I would like to compute the Schur complement $A-B^TC^{-1}B$, where $C = I+VV^T$ (diagonal plus low rank). The matrix $A$ has $10^3$ rows/columns, while $C$ has $10^6$ rows/columns. The Woodbury formula yields the following expression for the Schur complement:
$$A-B^TB+B^TV(I+V^TV)^{-1}V^TB.$$
This expression can be evaluated without storing large matrices, but the result suffers from numerical inaccuracies. Is there a numerically more stable way of computing the Schur complement, without high memory requirements?
Best Answer
Let us decompose the matrix $VV^T$ into its eigenvectors. Thus we have, $VV^T = \Sigma u_iu_i^T$ where $u_i$ is defined where $ u_i = \sqrt[2]\lambda_i \alpha_i$ where $\lambda_i$ is an eigenvalue of $VV^T$ and $\alpha_i$ is the corresponding eigenvector.

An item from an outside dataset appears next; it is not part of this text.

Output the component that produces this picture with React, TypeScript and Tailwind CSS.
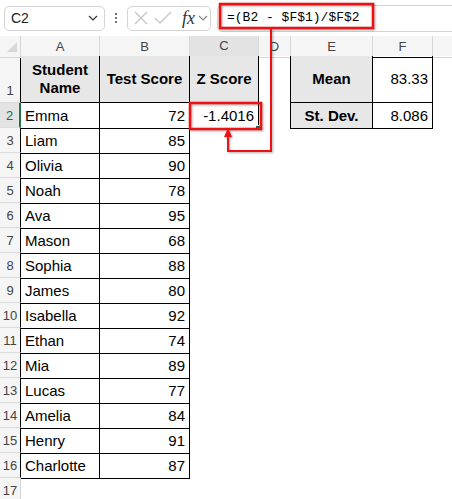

Since the matrix $VV^T$ is positive definite its eigenvectors would be orthogonal meaning that $u_i^Tu_j= \sqrt[2]\lambda_i\alpha_i^T\alpha_j\sqrt[2]\lambda_j = 0$ when $i \neq j$.Applying Sherman-Morrison formula, for a $u_1$ we get - $(I+u_1u_1^T)^{-1} = I^{-1} - \frac{u_1u_1^T}{1 + u_1^Tu_1}$. This expression simplifies to $(I+u_1u_1^T)^{-1} = I - \frac{u_1u_1^T}{1 + \lambda_1}$ where $\lambda_1$ is the eigenvector corresponding to $u_1$. Now consider $(I^{-1}+ u_1u_1^T +u_2u_2^T) = (I+u_1u_1^T)^{-1} + \frac{(I - \frac{u_1u_1^T}{1 + \lambda_1})u_2u_2^T(I - \frac{u_1u_1^T}{1 + \lambda_1})}{1 + u_2^Tu_2}$. Since $u_1^Tu_2 =0$, $u_2u_2^Tu_1u_1^T = 0$. Hence the numerator simplifies as $u_2u_2^T$. Thus, $(I + u_1u_1^T + u_2u_2^T)^{-1} = I - \frac{u_1u_1^T}{1+\lambda_1} - \frac{u_2u_2^T}{1+\lambda_2}$. By induction it can be proven that $(I + \Sigma u_iu_i^T)^{-1} = I - \Sigma \frac{u_iu_i^T}{(1 + \lambda_i)}$. This can be used to compute the inverse of $(I + VV^T)$ with sufficient numerical stability. Regarding the final computation I think multiplication is inevitable. The time complexity of inversion by the given method is still $O(n^3)$ where $VV^T$ has dimensions $nxn$. So this would be the time complexity of the overall operation as well. But the memory required is $O(n^2)$. Also the net inaccuracy would be proportional to $\Sigma \Delta \lambda_i$ where $\Delta \lambda_i$ is the error in computing the eigenvalues.